Entonces me asaltan demasiadas preguntas: ¿Por qué estas prendas son tan nuevas y recientes, pues apenas las han usado? Y ¿cómo es que las han abandonado precisamente aquí, orilla de un triste sendero, y quizá en la oscuridad de la noche? Noche oscura del alma. ¿Se divorciaron los padres del niño?... Y así, mis dudas se quedan flotando en el aire eterno del olivar, donde ahora se respira un suave y dulce olor a ramón quemado. Más adelante siguen apareciendo indumentarias de todos los colores, cual si de un mercadillo se tratara: una bata pequeña de color rosa me recuerda a mi hija cuando apenas tenía unos años, un jersey con letras y corazones estampados, un primor de camisa blanca donde viene bordada la palabra ‘Baby’s’, una sudadera donde aparece una joven china, unos pantaloncillos de pana y varias prendas de marca, a cual más vistosa.

Más adelante encuentro en el suelo dos cuartillas escritas –aparecen dobladas, como de haber estado metidas en un sobre, pero no llevarán aquí muchos días–, transcribo literalmente unas líneas, con sus faltas de ortografía y todo, ya que si las retoco perderían espontaneidad y frescura: “Hola mi vida cuanta farta me haces y cuanto te echo de menos no sé que boy hacer deberdad nene el dia que tu me fartes te quiero tanto qué no se vivir sin ti prefiero morirme yo antes que tu y solo el señor sabe todo lo que mi corazón siente no se como desaogar mi pena estanta las ganas que tengo de llorar que no te lo puedes ni imaginar. Sí cariño si estoy muy pero que muy triste y todo porque me bas adejar muy solita (...) Quisiera despertar y encontrarte a mi lado y muy abrazaditos los dos, pero lla bes que esto es imposible ¡o no! (...) Cuando yo valla con mi barriguilla por delante por lo menos podras ber a tu hijo casi todos los dias y lo tendras en tus manos y que ballas cojiendo practica como se coje a un niño y ensallar como padre que bas a ser si dios quiere y dios me adado esa suerte para que yo me alla quedao embaraza seria nuestra felicidad...”. Al final de esta carta sin destino destaca el dibujo de dos palomas unidas por las palabras “te quiero”, y el nombre de los enamorados.

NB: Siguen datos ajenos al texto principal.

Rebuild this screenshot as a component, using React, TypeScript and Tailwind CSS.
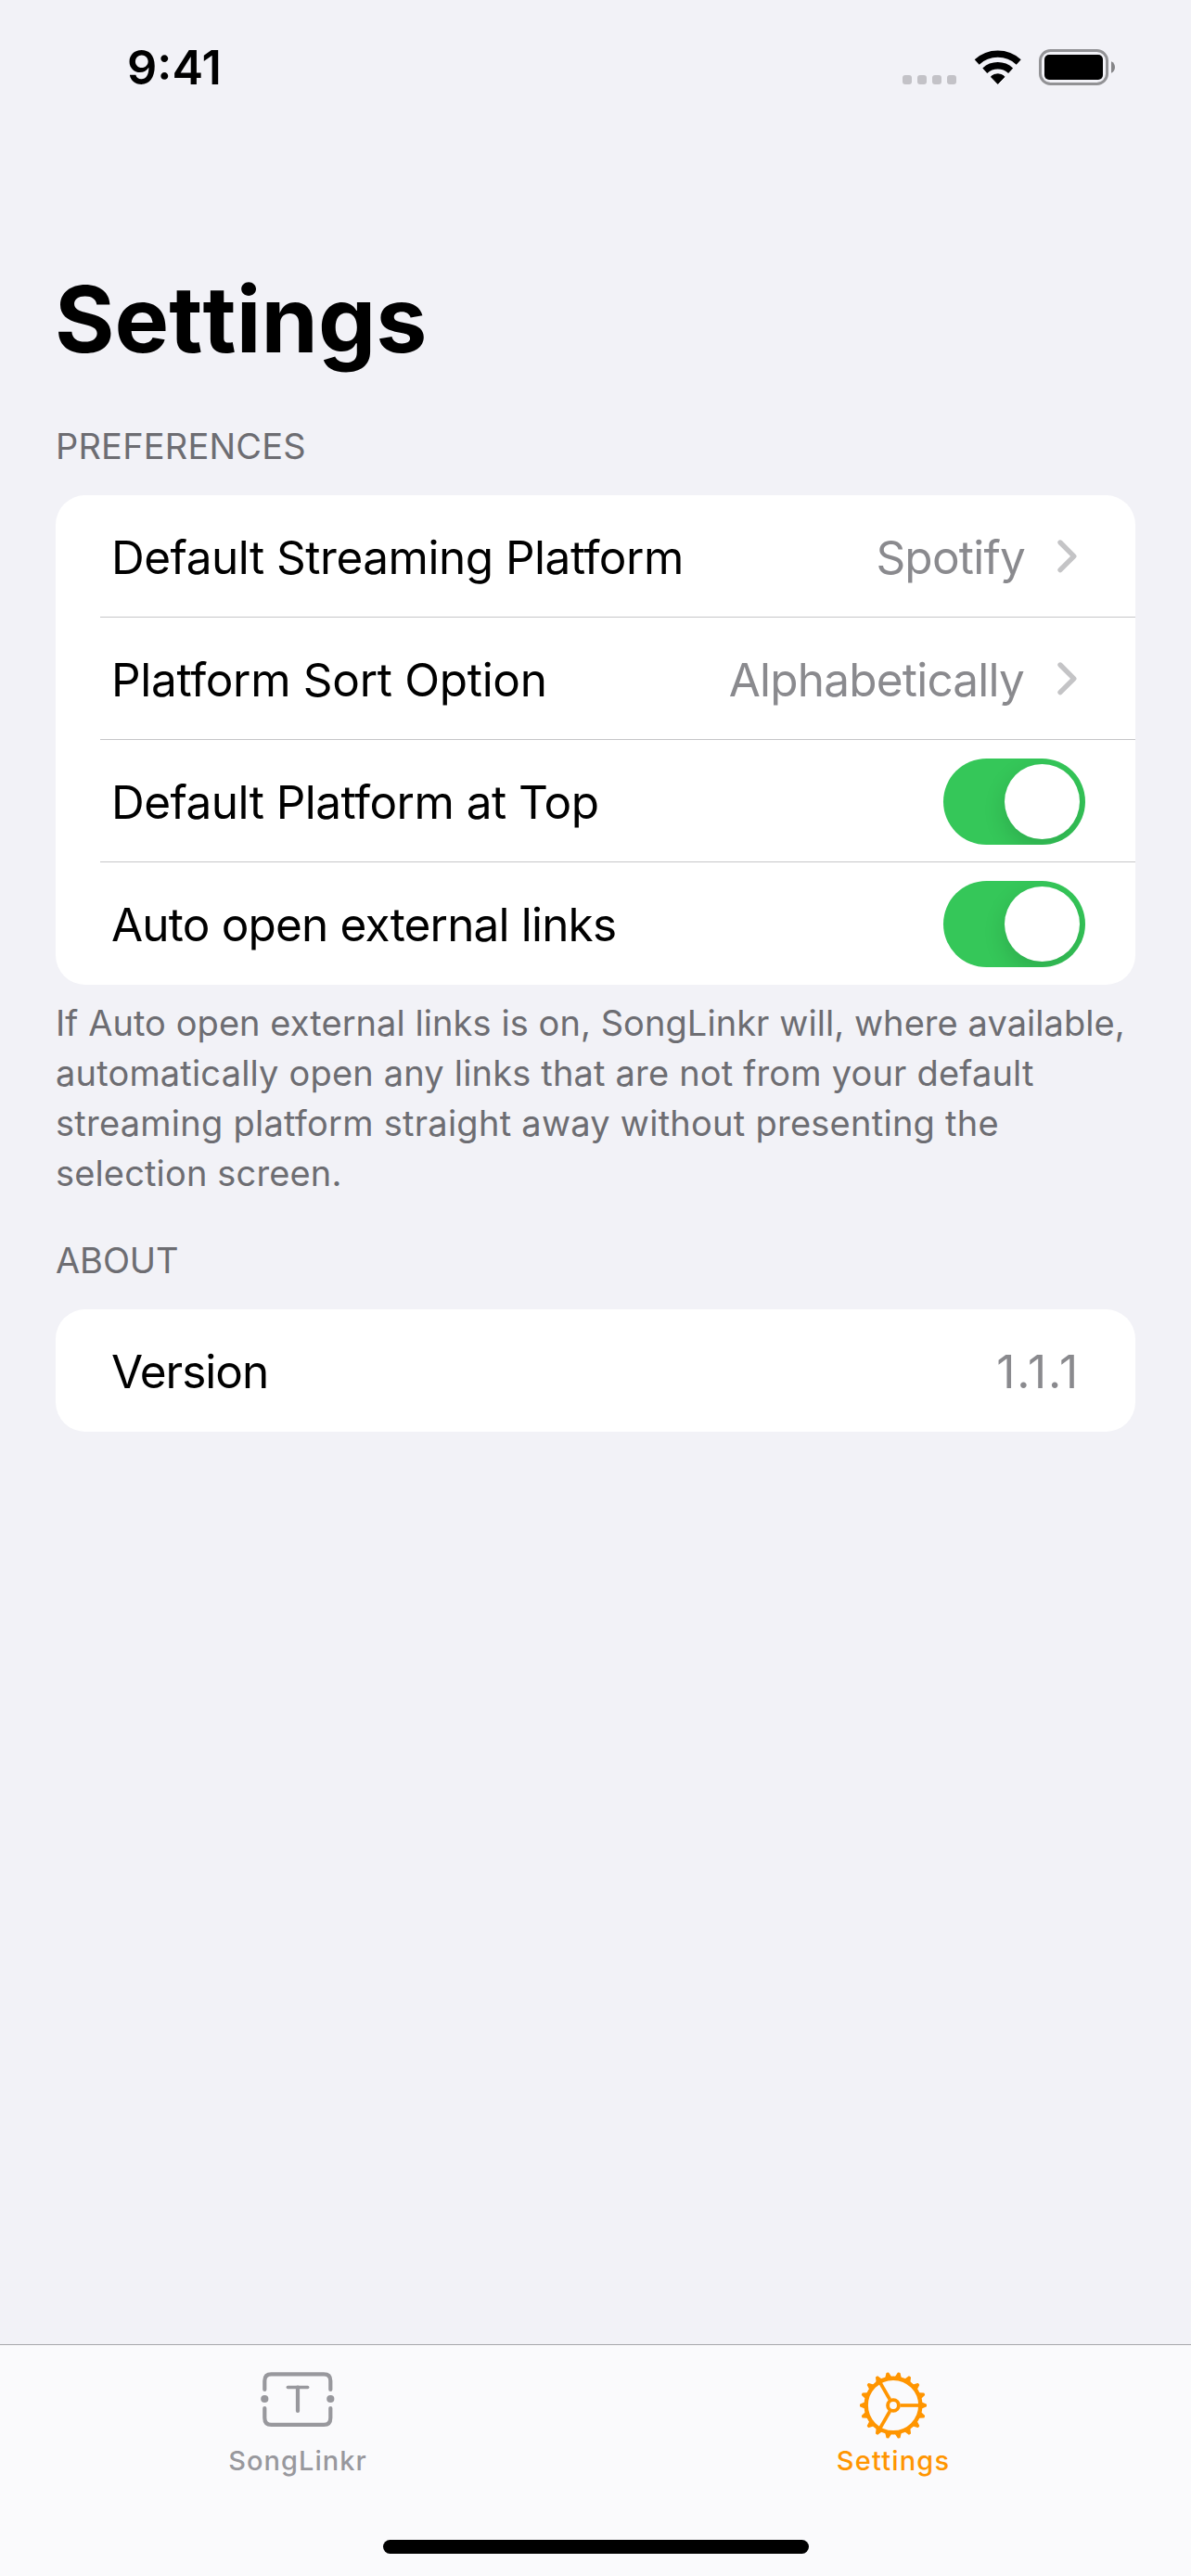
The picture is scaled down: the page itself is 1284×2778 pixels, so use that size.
import type { ReactNode } from "react";

function WifiIcon() {
  return (
    <svg className="h-[38px] w-[52px]" viewBox="0 0 52 38" fill="none">
      <g stroke="#000" strokeWidth="7.4">
        <path d="M3.2 12.9A33.3 33.3 0 0 1 48.2 12.9" />
        <path d="M11.8 22.2A20.6 20.6 0 0 1 39.6 22.2" />
      </g>
      <path
        d="M25.7 36.4L18.8 29.2Q18.4 28.6 19 28.1A11.2 11.2 0 0 1 32.4 28.1Q33 28.6 32.6 29.2Z"
        fill="#000"
        stroke="#000"
        strokeWidth="1"
        strokeLinejoin="round"
      />
    </svg>
  );
}

function BatteryIcon() {
  return (
    <svg className="h-[39px] w-[82px]" viewBox="0 0 82 39" fill="none">
      <rect x="1.5" y="1.5" width="72" height="36" rx="11" stroke="#929295" strokeWidth="3" />
      <rect x="6" y="6" width="63" height="27" rx="5" fill="#000" />
      <path d="M78 13.3C80.6 14.3 82 16.8 82 19.5C82 22.2 80.6 24.7 78 25.7Z" fill="#858588" />
    </svg>
  );
}

function Chevron() {
  return (
    <svg className="h-[38px] w-[23px]" viewBox="0 0 23 38" fill="none">
      <path
        d="M4 4L18.8 18.8L4 33.6"
        stroke="#c4c4c6"
        strokeWidth="5.4"
        strokeLinecap="round"
        strokeLinejoin="round"
      />
    </svg>
  );
}

function TicketIcon() {
  return (
    <svg className="h-[60px] w-[80px]" viewBox="0 0 80 60" fill="none">
      <g stroke="#98989d" strokeLinecap="round" strokeLinejoin="round" strokeWidth="4.2">
        <path d="M4 18.9V9.5Q4 2.3 11.2 2.3H67.8Q75 2.3 75 9.5V18.9" transform="translate(.3)" />
        <path d="M4 39.1V49.5Q4 56.9 11.2 56.9H67.8Q75 56.9 75 49.5V39.1" transform="translate(.3)" />
      </g>
      <circle cx="4.3" cy="29" r="4.1" fill="#98989d" />
      <circle cx="75.3" cy="29" r="4.1" fill="#98989d" />
      <g stroke="#98989d" strokeLinecap="round">
        <path d="M29.3 16.6H50.7" strokeWidth="3.5" />
        <path d="M40 16.6V42" strokeWidth="4.2" />
      </g>
    </svg>
  );
}

const TEETH = Array.from({ length: 18 }, (_, i) => i * 20);

function GearIcon() {
  return (
    <svg className="h-[74px] w-[74px]" viewBox="-37 -37 74 74" fill="none" stroke="#ff9500">
      <circle r="29.3" strokeWidth="4.4" />
      <circle r="5.9" strokeWidth="3.9" />
      {[0, 120, 240].map((a) => (
        <path key={a} d="M7.5 0H29" strokeWidth="3.7" transform={`rotate(${a})`} />
      ))}
      {TEETH.map((a) => (
        <path
          key={a}
          d="M30.5 -2.7L35.2 -.7V.7L30.5 2.7Z"
          fill="#ff9500"
          strokeWidth="1.6"
          strokeLinejoin="round"
          transform={`rotate(${a})`}
        />
      ))}
    </svg>
  );
}

function Toggle() {
  return (
    <span className="flex h-[93px] w-[153px] items-center justify-end overflow-hidden rounded-full bg-[#35c759] pr-[6px]">
      <span className="size-[81px] rounded-full bg-white shadow-[0_9px_24px_rgba(0,0,0,0.14)]" />
    </span>
  );
}

function Row({ label, labelClass, last, children }: { label: string; labelClass: string; last?: boolean; children: ReactNode }) {
  return (
    <div className="flex h-[132px] pl-[48px]">
      <div
        className={
          last
            ? "flex flex-1 items-center justify-between pl-[12px]"
            : "flex flex-1 items-center justify-between border-b border-[#c6c6c8] pl-[12px]"
        }
      >
        <span className={`pt-[2px] text-[49.5px] leading-[130px] whitespace-nowrap ${labelClass}`}>{label}</span>
        {children}
      </div>
    </div>
  );
}

function Value({ text, className }: { text: string; className: string }) {
  return <span className={`pt-[2px] text-[49.5px] leading-[130px] text-[#8a8a8e] ${className}`}>{text}</span>;
}

export default function App() {
  return (
    <div className="flex h-[2778px] w-[1284px] flex-col overflow-hidden bg-[#f2f2f7] font-['Inter',sans-serif] text-black">
      <header className="flex h-[132px] items-start justify-between pr-[82px] pl-[137px]">
        <span className="mt-[43px] text-[50.5px] leading-[60px] font-semibold">9:41</span>
        <div className="flex pt-[53px]">
          <div className="mt-[28px] flex gap-[6px]">
            <i className="size-[10px] rounded-[3px] bg-[#c3c2c7]" />
            <i className="size-[10px] rounded-[3px] bg-[#c3c2c7]" />
            <i className="size-[10px] rounded-[3px] bg-[#c3c2c7]" />
            <i className="size-[10px] rounded-[3px] bg-[#c3c2c7]" />
          </div>
          <div className="mt-px ml-[19px]">
            <WifiIcon />
          </div>
          <div className="ml-[18px]">
            <BatteryIcon />
          </div>
        </div>
      </header>

      <main className="flex flex-1 flex-col px-[60px]">
        <h1 className="mt-[153px] -ml-px text-[98.5px] leading-[120px] font-bold tracking-[0.1px] [font-kerning:none]">
          Settings
        </h1>

        <h2 className="mt-[53px] text-[38px] leading-[46px] tracking-[0.2px] text-[#6d6d72]">PREFERENCES</h2>
        <section className="mt-[30px] rounded-[32px] bg-white">
          <Row label="Default Streaming Platform" labelClass="tracking-[-0.49px]">
            <div className="flex items-center pr-[62px]">
              <Value text="Spotify" className="tracking-[-0.78px]" />
              <span className="ml-[34px]">
                <Chevron />
              </span>
            </div>
          </Row>
          <Row label="Platform Sort Option" labelClass="tracking-[-0.31px]">
            <div className="flex items-center pr-[62px]">
              <Value text="Alphabetically" className="tracking-[-0.8px]" />
              <span className="ml-[35px]">
                <Chevron />
              </span>
            </div>
          </Row>
          <Row label="Default Platform at Top" labelClass="tracking-[-0.53px]">
            <div className="pt-[2px] pr-[54px]">
              <Toggle />
            </div>
          </Row>
          <Row label="Auto open external links" labelClass="tracking-[-0.82px]" last>
            <div className="pt-px pr-[54px]">
              <Toggle />
            </div>
          </Row>
        </section>
        <p className="mt-[14px] text-[38px] leading-[54px] whitespace-nowrap text-[#6d6d72]">
          <span className="block tracking-[0.065px]">
            If Auto open external links is on, SongLinkr will, where available,
          </span>
          <span className="block tracking-[0.182px]">automatically open any links that are not from your default</span>
          <span className="block tracking-[0.256px]">streaming platform straight away without presenting the</span>
          <span className="block tracking-[0.15px]">selection screen.</span>
        </p>

        <h2 className="mt-[44px] text-[38px] leading-[46px] tracking-[-0.1px] text-[#6d6d72]">ABOUT</h2>
        <section className="mt-[30px] rounded-[32px] bg-white">
          <Row label="Version" labelClass="tracking-[-1px]" last>
            <Value text="1.1.1" className="pr-[60px] tracking-[1.89px]" />
          </Row>
        </section>
      </main>

      <footer className="flex h-[250px] flex-col border-t border-[#a7a7ab] bg-[#fafafc]">
        <nav className="grid h-[210px] grid-cols-2">
          <div className="flex flex-col items-center pt-[29px] text-[#98989d]">
            <TicketIcon />
            <span className="mt-[18px] text-[29px] leading-[36px] font-medium tracking-[1.05px]">SongLinkr</span>
          </div>
          <div className="flex flex-col items-center pt-[28px] text-[#ff9500]">
            <GearIcon />
            <span className="mt-[5px] text-[29px] leading-[36px] font-medium tracking-[1.17px]">Settings</span>
          </div>
        </nav>
        <div className="h-[15px] w-[459px] self-center rounded-full bg-black" />
      </footer>
    </div>
  );
}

¿Qué habrá sido del hijo que, con tanto orgullo, llevaba la madre en su barriguilla, cuando le escribió estas bellas páginas de amor a su ‘marío’ y que según ella se encontraba en la cárcel? ¿Qué hacían estas cuartillas tiradas en el suelo? Y ¿qué fue del “niño bonito”, pareciéndose a un torero, con su chaleco marrón y su chaquetilla azul marino? Al final, todos nuestros trajecillos, nuestros juguetes, nuestras cartas e incluso nuestros recuerdos irán a parar a la cuneta de un camino de tierra, cual si de un estercolero de la infancia se tratara. Allí junto al olivar, donde canta el jilguero anunciando la primavera.